Il percorso di recupero della comunità terapeutica Papa Giovanni XXIII dura in media 3 anni e che è costituito da tre fasi:
l’accoglienza, la comunità, il rientro. Al termine dell’ultima fase, quella del rientro alla vita sociale, la persona riceve il riconoscimento: è il punto di partenza di una nuova vita, una rinascita che non è solo per il singolo ma per la sua famiglia e per tutta la Comunità. Un riconoscimento della propria vittoria personale su droga e alcool, gioco d’azzardo e altre dipendenze.
Valerio, 34 anni, è un altro dei 120 ragazzi che festeggiano il Riconoscimento 2023. Anche lui è al secondo tentativo. “ La prima volta in comunità fu a San Mauro, nel 2018. Sono durato appena sei mesi, la voglia di sostanze era troppo forte”.
Occhiali appoggiati in testa, capelli cortissimi e sguardo sbarazzino, Valerio è di origine marchigiana.
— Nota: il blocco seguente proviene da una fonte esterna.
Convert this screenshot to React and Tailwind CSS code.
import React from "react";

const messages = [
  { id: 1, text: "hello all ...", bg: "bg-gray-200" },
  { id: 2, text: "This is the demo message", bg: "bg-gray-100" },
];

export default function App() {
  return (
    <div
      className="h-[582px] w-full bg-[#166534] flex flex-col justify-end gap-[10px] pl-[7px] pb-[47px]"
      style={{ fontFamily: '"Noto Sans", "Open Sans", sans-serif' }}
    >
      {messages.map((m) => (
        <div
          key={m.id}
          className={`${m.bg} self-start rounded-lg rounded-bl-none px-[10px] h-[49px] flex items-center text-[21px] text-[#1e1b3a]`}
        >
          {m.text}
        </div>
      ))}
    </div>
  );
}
Le sostanze le ha abbracciate da ragazzino: prima hashish e marijuana per passare poi ad anfetamine ed ecstasy e raggiungere eroina e crack fino all’età di 31 anni.
Nel 2021 ha detto basta. “ Basta con una vita fatta di giorni sempre uguali, di autodistruzione alla ricerca di roba, lontano dalla famiglia e da chi ti vuole bene. La prima volta mi hanno spinto in comunità in tutte le maniere, alla Papa Giovanni XXIII ho bussato io”. Valerio vuole lanciare un messaggio ai ragazzi che sono ancora intrappolati nel tunnel. “ Per risalire ci vuole tempo ma si può fare. E non siete soli. Il Riconoscimento è sinonimo di libertà, di alzarsi al mattino senza gli oneri della dipendenza: posso sentirmi me stesso, vivo. La vita è una e unica, non va sprecata”.